A listing flagged as "closed" at the time the query is performed automatically receives a position penalty.
Positions are distributed as a function of both the primordial score and the listing's declared opening hours.
The value of a given position is influenced by the historical search volume for a specific hour and day. The algorithm uses this value to assign top positions to the listings it deems most deserving.

Appendix 1: Local observation vs. global trend

To illustrate the complexity of local observation and justify the need for a global approach, consider two figures: Figure 16 shows the relationship between "average rating" and "position" at the local level (a single query: "Restaurant Grenoble"). Figure 17 shows the same relationship at the global level after the transformations described in the methodology.

alt

At the local level, the relationship appears completely chaotic (R² = 0), due to the rotation phenomenon observed in Part 2. At the global level, the same variables produce a clean linear trend with an R² of 0.84.

Appendix 2: Linearity breakdown past position 50

The figure below shows the variable "average number of keywords in title" (similar to Figure 7) but this time across positions 1 to 200 rather than 1 to 50. The linearity of the relationship breaks down after position 50 (R² drops to 0.028 over the full range).

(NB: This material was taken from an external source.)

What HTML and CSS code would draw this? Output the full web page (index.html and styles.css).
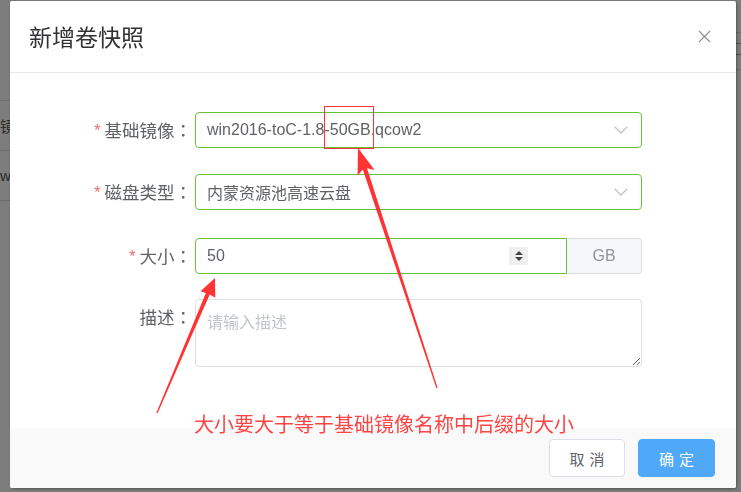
FILE: index.html
```html
<!DOCTYPE html>
<html lang="zh-CN">
<head>
<meta charset="utf-8">
<title>新增卷快照</title>
<link rel="stylesheet" href="styles.css">
</head>
<body>
<div class="page">
  <div class="bg-main">
    <div class="bg-top"></div>
    <div class="bg-row">镜像名称</div>
    <div class="bg-row">win2016-toC-1.8-50GB.qcow2</div>
  </div>
  <div class="bg-side">
    <div class="bg-side-top"></div>
    <div class="bg-side-icon"></div>
    <div class="bg-side-row"></div>
  </div>
</div>

<div class="mask"></div>

<div class="dialog">
  <div class="dlg-header">
    <span class="dlg-title">新增卷快照</span>
    <svg class="dlg-close" width="13" height="13" viewBox="0 0 13 13"><path d="M1 1 L12 12 M12 1 L1 12" stroke="#909399" stroke-width="1.2" fill="none"/></svg>
  </div>
  <div class="dlg-body">
    <div class="form-row gap-a">
      <div class="form-label"><span class="req">*</span>基础镜像<span class="colon">：</span></div>
      <div class="select">
        <span>win2016-toC-1.8-50GB.qcow2</span>
        <svg width="14" height="8" viewBox="0 0 14 8"><path d="M0.7 0.7 L7 7 L13.3 0.7" stroke="#c0c4cc" stroke-width="1.3" fill="none"/></svg>
      </div>
    </div>
    <div class="form-row gap-b">
      <div class="form-label"><span class="req">*</span>磁盘类型<span class="colon">：</span></div>
      <div class="select">
        <span class="cjk">内蒙资源池高速云盘</span>
        <svg width="14" height="8" viewBox="0 0 14 8"><path d="M0.7 0.7 L7 7 L13.3 0.7" stroke="#c0c4cc" stroke-width="1.3" fill="none"/></svg>
      </div>
    </div>
    <div class="form-row gap-c">
      <div class="form-label"><span class="req">*</span>大小<span class="colon">：</span></div>
      <div class="num-group">
        <div class="num-input">
          <span>50</span>
          <span class="spin"><span class="tri-up"></span><span class="tri-down"></span></span>
        </div>
        <div class="append">GB</div>
      </div>
    </div>
    <div class="form-row">
      <div class="form-label">描述<span class="colon">：</span></div>
      <textarea class="desc" placeholder="请输入描述"></textarea>
    </div>
  </div>
  <div class="dlg-footer">
    <button class="btn btn-default">取消</button>
    <button class="btn btn-primary">确定</button>
  </div>
</div>

<div class="annot">
  <div class="annot-box"></div>
  <svg class="annot-svg" width="741" height="492" viewBox="0 0 741 492">
    <polygon fill="#f33" points="358,148 374.6,169.9 367,168.2 437.6,387.8 436.4,388.2 362.8,169.6 357.6,175.5"/>
    <polygon fill="#f33" points="215,278 215.3,297.7 209.7,294.6 157.6,413.2 156.4,412.8 205.9,293 200.5,291.3"/>
  </svg>
  <div class="annot-text">大小要大于等于基础镜像名称中后缀的大小</div>
</div>
</body>
</html>
```

FILE: styles.css
```css
* { box-sizing: border-box; }
html, body { margin: 0; padding: 0; }
body {
  width: 741px;
  height: 492px;
  overflow: hidden;
  background: #fff;
  font-family: "Liberation Sans", "Noto Sans CJK SC", sans-serif;
}

/* background page */
.page { display: flex; height: 492px; }
.bg-main { flex: 1; }
.bg-top { height: 101px; border-bottom: 1px solid #dcdcdc; }
.bg-row {
  height: 50px;
  border-bottom: 1px solid #dcdcdc;
  display: flex;
  align-items: center;
  font-size: 15px;
  color: #555;
}
.bg-side { width: 10px; }
.bg-side-top { height: 33px; border-bottom: 1px solid #dcdcdc; }
.bg-side-icon { height: 12px; margin: 10px 0 0 3px; width: 10px; border: 1px solid #999; }
.bg-side-row { height: 15px; border-bottom: 1px solid #dcdcdc; }

.mask { position: fixed; inset: 0; background: rgba(0, 0, 0, 0.51); }

/* dialog */
.dialog {
  position: fixed;
  left: 10px;
  top: 1px;
  width: 726px;
  height: 487px;
  background: #fff;
  border-radius: 2px;
  box-shadow: 1px 1px 3px rgba(0, 0, 0, 0.35);
  display: flex;
  flex-direction: column;
  overflow: hidden;
}
.dlg-header {
  flex: none;
  height: 72px;
  border-bottom: 1px solid #e8e8e8;
  display: flex;
  align-items: center;
  justify-content: space-between;
  padding: 0 25px 0 19px;
}
.dlg-title {
  font-family: "Noto Sans CJK SC", sans-serif;
  font-size: 23px;
  color: #303133;
  line-height: 1;
}
.dlg-body { flex: 1; padding-top: 39px; }

.form-row {
  display: grid;
  grid-template-columns: 185px 447px;
  align-items: start;
}
.gap-a { margin-bottom: 26px; }
.gap-b { margin-bottom: 28px; }
.gap-c { margin-bottom: 25px; }

.form-label {
  height: 36px;
  display: flex;
  align-items: center;
  justify-content: flex-end;
  font-family: "Noto Sans CJK SC", sans-serif;
  font-size: 17.5px;
  line-height: 1;
  color: #606266;
  padding-right: 3px;
}
.colon { font-family: "Noto Sans CJK JP", sans-serif; }
.req {
  font-family: "Liberation Sans", sans-serif;
  color: #f56c6c;
  font-size: 17px;
  margin-right: 4px;
}

.select {
  height: 36px;
  border: 1px solid #67c23a;
  border-radius: 4px;
  display: flex;
  align-items: center;
  justify-content: space-between;
  padding: 0 13px 0 11px;
  font-size: 16px;
  color: #606266;
}
.cjk { font-family: "Noto Sans CJK SC", sans-serif; }

.num-group { display: flex; height: 36px; }
.num-input {
  width: 372px;
  border: 1px solid #67c23a;
  border-radius: 4px 0 0 4px;
  display: flex;
  align-items: center;
  justify-content: space-between;
  padding: 0 38px 0 11px;
  font-size: 16px;
  color: #606266;
}
.spin {
  width: 19px;
  height: 18px;
  background: #efefef;
  display: flex;
  flex-direction: column;
  align-items: center;
  justify-content: center;
  gap: 2px;
}
.tri-up {
  width: 0; height: 0;
  border-left: 4.5px solid transparent;
  border-right: 4.5px solid transparent;
  border-bottom: 4.5px solid #444;
}
.tri-down {
  width: 0; height: 0;
  border-left: 4.5px solid transparent;
  border-right: 4.5px solid transparent;
  border-top: 4.5px solid #444;
}
.append {
  flex: 1;
  background: #f5f7fa;
  border: 1px solid #dcdfe6;
  border-left: none;
  border-radius: 0 4px 4px 0;
  color: #909399;
  font-size: 16px;
  display: flex;
  align-items: center;
  justify-content: center;
}

.desc {
  display: block;
  width: 447px;
  height: 68px;
  border: 1px solid #dcdfe6;
  border-radius: 4px;
  padding: 9px 11px;
  font-family: "Noto Sans CJK SC", sans-serif;
  font-size: 16px;
  line-height: 24px;
  color: #606266;
  resize: vertical;
  outline: none;
}
.desc::placeholder { color: #c0c4cc; }

.dlg-footer {
  flex: none;
  height: 60px;
  background: #f9f9f9;
  display: flex;
  justify-content: flex-end;
  align-items: flex-start;
  gap: 13px;
  padding: 11px 21px 0 0;
}
.btn {
  height: 38px;
  border-radius: 4px;
  font-family: "Noto Sans CJK SC", sans-serif;
  font-size: 15px;
  letter-spacing: 5px;
  text-indent: 5px;
  padding: 0;
  cursor: pointer;
}
.btn-default {
  width: 76px;
  background: #fff;
  border: 1px solid #dcdfe6;
  color: #606266;
}
.btn-primary {
  width: 77px;
  background: #50a8f8;
  border: 1px solid #50a8f8;
  color: #fff;
}

/* annotations */
.annot { position: fixed; inset: 0; pointer-events: none; }
.annot-svg { position: absolute; left: 0; top: 0; }
.annot-box {
  position: absolute;
  left: 324px;
  top: 106px;
  width: 50px;
  height: 43px;
  border: 1px solid #f33;
}
.annot-text {
  position: absolute;
  left: 194px;
  top: 410px;
  font-family: "Noto Sans CJK SC", sans-serif;
  font-size: 20px;
  line-height: 28px;
  color: #f44;
  white-space: nowrap;
}
```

This is why the global study restricts the analysis to the top 50 positions.

alt

This breakdown could be explained by several hypotheses: Google may only actively compute rankings for the top listings, leaving the rest in a form of cold storage. Or the heteroscedasticity of the data past position 50 simply overwhelms any linear signal. More practically, almost nobody scrolls past the 50th result, which may mean Google simply invests less algorithmic effort in ordering those positions precisely.

Numerous alternative hypotheses and mathematical approaches could be built on this observation. It remains one of the most promising avenues for future research.